The following table can help you decide which data plane node strategy to use based on your use case:
Use case | Data plane node strategy | Solution |
---|---|---|
Reducing latency is important to your organization. | Dedicated Cloud Gateways | Supports multiple regions on AWS and Azure: - AWS regions: Sydney, Tokyo, Singapore, Frankfurt, Ireland, London, Ohio, Oregon. - Azure regions: Frankfurt, Ireland, UK South, Virginia, Washington |
Your organization operates in an industry with strict data protection and privacy requirements. | Dedicated Cloud Gateways | Using the private gateway option, Kong provisions a private network load balancer and only exposes the IP address in the UI. |
Your organization needs high availability with zero downtime when upgrading data plane nodes. | Dedicated Cloud Gateways | There’s no downtime when upgrading your data plane nodes. Additionally, you can pre-warm your cluster by specifying the number of requests per second so that the first requests don’t have to wait for the infrastructure to scale up. |
You have infrastructure in multiple clouds. | Dedicated Cloud Gateways | Dedicated Cloud Gateways allows you to run a multi-cloud solution that allows you to standardize API operations across the board to reduce complexity and increase agility. |
You need very rapid provisioning for experimentation and sandbox use cases. | Serverless Gateways | Serverless Gateways offer sub-minute provisioning times and enable rapid iteration and development lifecycles. |
You use a cloud provider (other than AWS or Azure) for hosting, or don’t want to host in the cloud because of organizational policy. | Self-managed | You can self-manage your data plane nodes in AWS, Azure, and Google Cloud.

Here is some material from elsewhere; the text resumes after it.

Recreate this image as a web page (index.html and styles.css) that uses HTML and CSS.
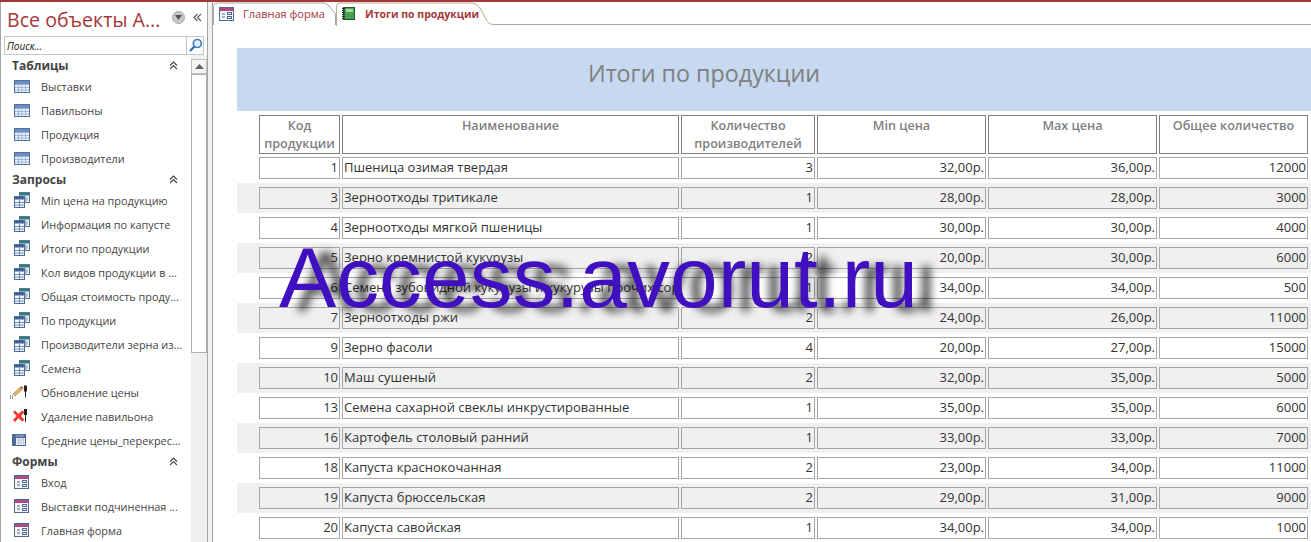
FILE: index.html
```html
<!DOCTYPE html>
<html lang="ru">
<head>
<meta charset="utf-8">
<title>Итоги по продукции</title>
<link rel="stylesheet" href="styles.css">
</head>
<body>
<svg class="defs" width="0" height="0">
  <symbol id="i-table" viewBox="0 0 16 13">
    <rect x="0.5" y="0.5" width="15" height="12" fill="#eef2f8" stroke="#4f6f9f"/>
    <rect x="1" y="1" width="14" height="3" fill="#6d8fbf"/>
    <path d="M1 4.500h14M1 7.500h14M1 10h14M4.500 4v8M8 4v8M11.500 4v8" stroke="#9db4d6" fill="none"/>
  </symbol>
  <symbol id="i-query" viewBox="0 0 16 16">
    <rect x="5.5" y="0.5" width="10" height="10" fill="#eef4f4" stroke="#4f8088"/>
    <rect x="6" y="1" width="9" height="2.5" fill="#2f7a86"/>
    <path d="M11 4v6M7 6h7M7 8h7" stroke="#7aa0a8"/>
    <rect x="0.5" y="4.5" width="10" height="11" fill="#f4f7fb" stroke="#4f6c98"/>
    <rect x="1" y="5" width="9" height="2.5" fill="#3f6296"/>
    <path d="M5.5 8v7M1 10.500h9M1 13h9" stroke="#6f8cb8"/>
  </symbol>
  <symbol id="i-form" viewBox="0 0 15 14">
    <rect x="0.500" y="0.500" width="14" height="13" fill="#f5f8fc" stroke="#51698f"/>
    <rect x="1" y="1" width="13" height="3" fill="#b0487c"/>
    <path d="M3 7h3M3 10h3" stroke="#51698f"/>
    <rect x="8.500" y="5.500" width="4" height="2" fill="none" stroke="#51698f"/>
    <rect x="8.500" y="9.500" width="4" height="2" fill="none" stroke="#51698f"/>
  </symbol>
  <symbol id="i-update" viewBox="0 0 18 14">
    <path d="M3 9 10 2.500 12 4.500 5 11z" fill="#e8b860" stroke="#907850" stroke-width=".7"/>
    <path d="M10 2.500l1.500-1.500 2 2-1.500 1.500z" fill="#c85a40"/>
    <path d="M0 13h1M2 13h1M0 11h1M2 11h1" stroke="#333"/>
    <path d="M14 0.500h3v6h-1v5l-.5 2-.5-2v-5h-1z" fill="#222"/>
  </symbol>
  <symbol id="i-delete" viewBox="0 0 18 14">
    <path d="M3 3 5 1.500 8.500 5 12 1.500 14.500 3 11 7l3.500 4-2.500 1.500-3.500-3.500L5 13 3 11l3.500-4z" fill="#f0382c"/>
    <path d="M14 0h3v6h-1v6l-.5 2-.5-2V6h-1z" fill="#222"/>
  </symbol>
  <symbol id="i-cross" viewBox="0 0 14 12">
    <rect x="0.500" y="0.500" width="13" height="11" fill="#e6ebf6" stroke="#4f6c98"/>
    <rect x="1" y="1" width="12" height="3" fill="#4f6c98"/>
    <rect x="1" y="1" width="3" height="10" fill="#4f6c98"/>
    <path d="M5 6h8M5 8.500h8M6.500 4v7M9 4v7M11.500 4v7" stroke="#a9b8d6" stroke-width=".6"/>
    <path d="M5 1v2M7 1v2M9 1v2M11 1v2" stroke="#d8e0f0" stroke-width=".7"/>
  </symbol>
  <symbol id="i-report" viewBox="0 0 13 13">
    <rect x="1.500" y="0.500" width="11" height="12" fill="#4aa050" stroke="#1d5a2a"/>
    <rect x="4" y="2" width="7" height="3" fill="#a8d8a0"/>
    <path d="M0 1.500h3M0 3.500h3M0 5.500h3M0 7.500h3M0 9.500h3M0 11.500h3" stroke="#222"/>
  </symbol>
  <symbol id="i-chev" viewBox="0 0 9 9">
    <path d="M1 4.500 4.500 1 8 4.500M1 8 4.500 4.500 8 8" fill="none" stroke="#444" stroke-width="1.100"/>
  </symbol>
</svg>

<div class="app">
  <aside class="nav">
    <div class="nav-head">
      <span class="nav-title">Все объекты А...</span>
      <span class="nav-drop"><svg width="7" height="5" viewBox="0 0 7 5"><path d="M0 0h7L3.500 5z" fill="#555"/></svg></span>
      <svg class="nav-collapse" width="9" height="9" viewBox="0 0 9 9"><path d="M4.500 1 1 4.500 4.500 8M8 1 4.500 4.500 8 8" fill="none" stroke="#555" stroke-width="1.100"/></svg>
    </div>
    <div class="search">
      <span class="search-text">Поиск...</span>
      <span class="search-btn"><svg width="15" height="15" viewBox="0 0 15 15"><circle cx="9.300" cy="5.500" r="4" fill="#e4f0fa" stroke="#3f80c0" stroke-width="1.700"/><path d="M6.300 8.500 2 13" stroke="#3570ac" stroke-width="2.400"/></svg></span>
    </div>
    <div class="nav-body">
      <div class="nav-list">
        <div class="group"><span>Таблицы</span><svg class="chev"><use href="#i-chev"/></svg></div>
        <div class="item"><svg class="ic ic-t"><use href="#i-table"/></svg><span>Выставки</span></div>
        <div class="item"><svg class="ic ic-t"><use href="#i-table"/></svg><span>Павильоны</span></div>
        <div class="item"><svg class="ic ic-t"><use href="#i-table"/></svg><span>Продукция</span></div>
        <div class="item"><svg class="ic ic-t"><use href="#i-table"/></svg><span>Производители</span></div>
        <div class="group"><span>Запросы</span><svg class="chev"><use href="#i-chev"/></svg></div>
        <div class="item"><svg class="ic"><use href="#i-query"/></svg><span>Min цена на продукцию</span></div>
        <div class="item"><svg class="ic"><use href="#i-query"/></svg><span>Информация по капусте</span></div>
        <div class="item"><svg class="ic"><use href="#i-query"/></svg><span>Итоги по продукции</span></div>
        <div class="item"><svg class="ic"><use href="#i-query"/></svg><span>Кол видов продукции в ...</span></div>
        <div class="item"><svg class="ic"><use href="#i-query"/></svg><span>Общая стоимость проду...</span></div>
        <div class="item"><svg class="ic"><use href="#i-query"/></svg><span>По продукции</span></div>
        <div class="item"><svg class="ic"><use href="#i-query"/></svg><span>Производители зерна из...</span></div>
        <div class="item"><svg class="ic"><use href="#i-query"/></svg><span>Семена</span></div>
        <div class="item"><svg class="ic ic-a"><use href="#i-update"/></svg><span>Обновление цены</span></div>
        <div class="item"><svg class="ic ic-a"><use href="#i-delete"/></svg><span>Удаление павильона</span></div>
        <div class="item"><svg class="ic ic-c"><use href="#i-cross"/></svg><span>Средние цены_перекрес...</span></div>
        <div class="group"><span>Формы</span><svg class="chev"><use href="#i-chev"/></svg></div>
        <div class="item"><svg class="ic ic-f"><use href="#i-form"/></svg><span>Вход</span></div>
        <div class="item"><svg class="ic ic-f"><use href="#i-form"/></svg><span>Выставки подчиненная ...</span></div>
        <div class="item"><svg class="ic ic-f"><use href="#i-form"/></svg><span>Главная форма</span></div>
      </div>
      <div class="scroll">
        <div class="scroll-up"><svg width="9" height="5" viewBox="0 0 9 5"><path d="M0 5h9L4.500 0z" fill="#606060"/></svg></div>
        <div class="scroll-thumb"></div>
      </div>
    </div>
  </aside>
  <div class="split"></div>
  <main class="main">
    <div class="tabs">
      <div class="tab">
        <svg class="tab-shape" width="123" height="23" viewBox="0 0 123 23"><path d="M.5 23V4Q.5 1 4 1H110Q114 1 116 4L122.500 12V23" fill="#fff" stroke="#a6a6a6"/></svg>
        <svg class="tab-ic"><use href="#i-form"/></svg><span class="tab-label">Главная форма</span>
      </div>
      <div class="tab tab-on">
        <svg class="tab-shape" width="158" height="24" viewBox="0 0 158 24"><path d="M.5 24V4Q.5 1 4 1H136Q141 1 144 6L150 17Q152 22.500 158 22.500V24Z" fill="#fff"/><path d="M.5 24V4Q.5 1 4 1H136Q141 1 144 6L150 17Q152 22.500 158 22.500" fill="none" stroke="#b9ab8f"/></svg>
        <svg class="tab-ic2"><use href="#i-report"/></svg><span class="tab-label">Итоги по продукции</span>
      </div>
    </div>
    <div class="report">
      <div class="banner">Итоги по продукции</div>
      <div class="thead">
        <div class="th">Код продукции</div>
        <div class="th">Наименование</div>
        <div class="th">Количество производителей</div>
        <div class="th">Min цена</div>
        <div class="th">Max цена</div>
        <div class="th">Общее количество</div>
      </div>
      <div class="row"><div class="td r">1</div><div class="td">Пшеница озимая твердая</div><div class="td r">3</div><div class="td r">32,00р.</div><div class="td r">36,00р.</div><div class="td r">12000</div></div>
      <div class="row alt"><div class="td r">3</div><div class="td">Зерноотходы тритикале</div><div class="td r">1</div><div class="td r">28,00р.</div><div class="td r">28,00р.</div><div class="td r">3000</div></div>
      <div class="row"><div class="td r">4</div><div class="td">Зерноотходы мягкой пшеницы</div><div class="td r">1</div><div class="td r">30,00р.</div><div class="td r">30,00р.</div><div class="td r">4000</div></div>
      <div class="row alt"><div class="td r">5</div><div class="td">Зерно кремнистой кукурузы</div><div class="td r">2</div><div class="td r">20,00р.</div><div class="td r">30,00р.</div><div class="td r">6000</div></div>
      <div class="row"><div class="td r">6</div><div class="td">Семена зубовидной кукурузы и кукурузы прочих сортов</div><div class="td r">1</div><div class="td r">34,00р.</div><div class="td r">34,00р.</div><div class="td r">500</div></div>
      <div class="row alt"><div class="td r">7</div><div class="td">Зерноотходы ржи</div><div class="td r">2</div><div class="td r">24,00р.</div><div class="td r">26,00р.</div><div class="td r">11000</div></div>
      <div class="row"><div class="td r">9</div><div class="td">Зерно фасоли</div><div class="td r">4</div><div class="td r">20,00р.</div><div class="td r">27,00р.</div><div class="td r">15000</div></div>
      <div class="row alt"><div class="td r">10</div><div class="td">Маш сушеный</div><div class="td r">2</div><div class="td r">32,00р.</div><div class="td r">35,00р.</div><div class="td r">5000</div></div>
      <div class="row"><div class="td r">13</div><div class="td">Семена сахарной свеклы инкрустированные</div><div class="td r">1</div><div class="td r">35,00р.</div><div class="td r">35,00р.</div><div class="td r">6000</div></div>
      <div class="row alt"><div class="td r">16</div><div class="td">Картофель столовый ранний</div><div class="td r">1</div><div class="td r">33,00р.</div><div class="td r">33,00р.</div><div class="td r">7000</div></div>
      <div class="row"><div class="td r">18</div><div class="td">Капуста краснокочанная</div><div class="td r">2</div><div class="td r">23,00р.</div><div class="td r">34,00р.</div><div class="td r">11000</div></div>
      <div class="row alt"><div class="td r">19</div><div class="td">Капуста брюссельская</div><div class="td r">2</div><div class="td r">29,00р.</div><div class="td r">31,00р.</div><div class="td r">9000</div></div>
      <div class="row"><div class="td r">20</div><div class="td">Капуста савойская</div><div class="td r">1</div><div class="td r">34,00р.</div><div class="td r">34,00р.</div><div class="td r">1000</div></div>
    </div>
  </main>
</div>
<div class="watermark">Access.avorut.ru</div>
</body>
</html>
```

FILE: styles.css
```css
* { box-sizing: border-box; }
html, body { margin: 0; padding: 0; height: 542px; overflow: hidden; background: #fff; }
body { font-family: "Open Sans", "Noto Sans", sans-serif; position: relative; }
.defs { position: absolute; }
.app { display: flex; height: 542px; border-top: 2px solid #a4373a; background: #fff; }

/* navigation pane */
.nav { width: 207px; flex: none; border-left: 1px solid #a6a6a6; padding-left: 1px; overflow: hidden; }
.nav-head { height: 34px; display: flex; align-items: center; padding: 0 0 3px 5px; }
.nav-title { font-size: 19.600px; color: #a4373a; width: 165px; white-space: nowrap; line-height: 31px; padding-top: 3px; }
.nav-drop { width: 13px; height: 13px; border-radius: 50%; background: #c8c8c8; border: 1px solid #a8a8a8; display: flex; align-items: center; justify-content: center; }
.nav-collapse { margin-left: 8px; }
.search { height: 19px; margin: 0 0 0 2px; width: 200px; border: 1px solid #c6c6c6; display: flex; align-items: center; justify-content: space-between; }
.search-text { font-size: 10px; font-style: italic; color: #111; padding-left: 2px; }
.search-btn { width: 17px; height: 17px; border-left: 1px solid #c6c6c6; display: flex; align-items: center; justify-content: center; }
.nav-body { display: flex; height: 488px; }
.nav-list { width: 189px; flex: none; padding-top: 1px; }
.group { height: 18px; display: flex; align-items: center; justify-content: space-between; padding: 0 13px 0 10px; font-size: 12px; font-weight: 700; color: #444; }
.chev { width: 9px; height: 9px; }
.item { height: 24px; display: flex; align-items: center; font-size: 10.900px; color: #444; white-space: nowrap; }
.ic { width: 16px; height: 16px; margin: 0 11px 0 12px; flex: none; }
.ic-t { height: 13px; }
.ic-a { width: 18px; height: 14px; margin: 0 13px 0 8px; }
.ic-c { width: 14px; height: 12px; margin: 0 15px 0 10px; }
.ic-f { width: 15px; height: 14px; margin: 0 12px 0 12px; }
.scroll { width: 16px; padding-top: 4px; background: #f0f0f0; display: flex; flex-direction: column; }
.scroll-up { height: 15px; flex: none; border: 1px solid #c0c0c0; background: #f4f4f4; display: flex; align-items: center; justify-content: center; }
.scroll-thumb { height: 279px; flex: none; border: 1px solid #b0b0b0; background: #fff; }
.split { width: 6px; flex: none; background: #f0f0f0; border-left: 1px solid #a6a6a6; border-right: 1px solid #a6a6a6; }

/* document */
.main { flex: 1; min-width: 0; }
.tabs { height: 23px; display: flex; align-items: flex-start; border-bottom: 1px solid #a6a6a6; }
.tab { position: relative; height: 23px; width: 123px; flex: none; display: flex; align-items: center; padding-left: 6px; font-size: 11px; color: #a4373a; }
.tab-shape { position: absolute; left: 0; top: 0; }
.tab-label { position: relative; }
.tab-ic { position: relative; width: 15px; height: 14px; margin-right: 9px; }
.tab-ic2 { position: relative; width: 13px; height: 13px; margin-right: 10px; }
.tab-on { width: 158px; height: 24px; padding: 0 0 1px 6px; font-size: 10.500px; font-weight: 700; }
.report { padding: 23px 0 0 24px; }
.banner { height: 63px; background: #c6d9f1; display: flex; align-items: center; justify-content: center; font-size: 23.300px; color: #808080; padding: 0 140px 14px 0; }
.thead, .row { display: grid; grid-template-columns: 81px 337px 134px 169px 169px 149px; column-gap: 2px; padding-left: 22px; }
.thead { margin-top: 4px; height: 38px; }
.th { border: 1px solid #7f7f7f; background: #fff; font-size: 12.600px; font-weight: 600; color: #808080; text-align: center; line-height: 18px; padding-top: 1px; }
.row { height: 30px; padding-top: 4px; background: #fff; align-items: start; }
.alt { background: #f0f0f0; }
.td { height: 22px; border: 1px solid #a6a6a6; background: #fff; font-size: 13px; color: #333; line-height: 18px; padding: 0 1px; white-space: nowrap; overflow: hidden; }
.alt .td { background: #f0f0f0; }
.r { text-align: right; }

/* overlay */
.watermark { position: absolute; left: 279px; top: 229px; font-family: "Liberation Sans", sans-serif; font-size: 85.800px; line-height: 96px; color: #3f0fc0; white-space: nowrap; text-shadow: 18px 4px 9px rgba(0,0,0,.75); }
```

Or, you can deploy self-managed data plane nodes in macOS, Windows, Linux (Docker), or Kubernetes. |
See the data plane node installation options for more information.
Plugins
You can extend Konnect by using plugins. Kong provides a set of standard Lua plugins that get bundled with Konnect. The set of plugins you have access to depends on your installation.
Custom plugins can also be developed by the Kong Community and are supported and maintained by the plugin creators. If they are published on the Kong Plugin Hub, they are called Community or Third-Party plugins.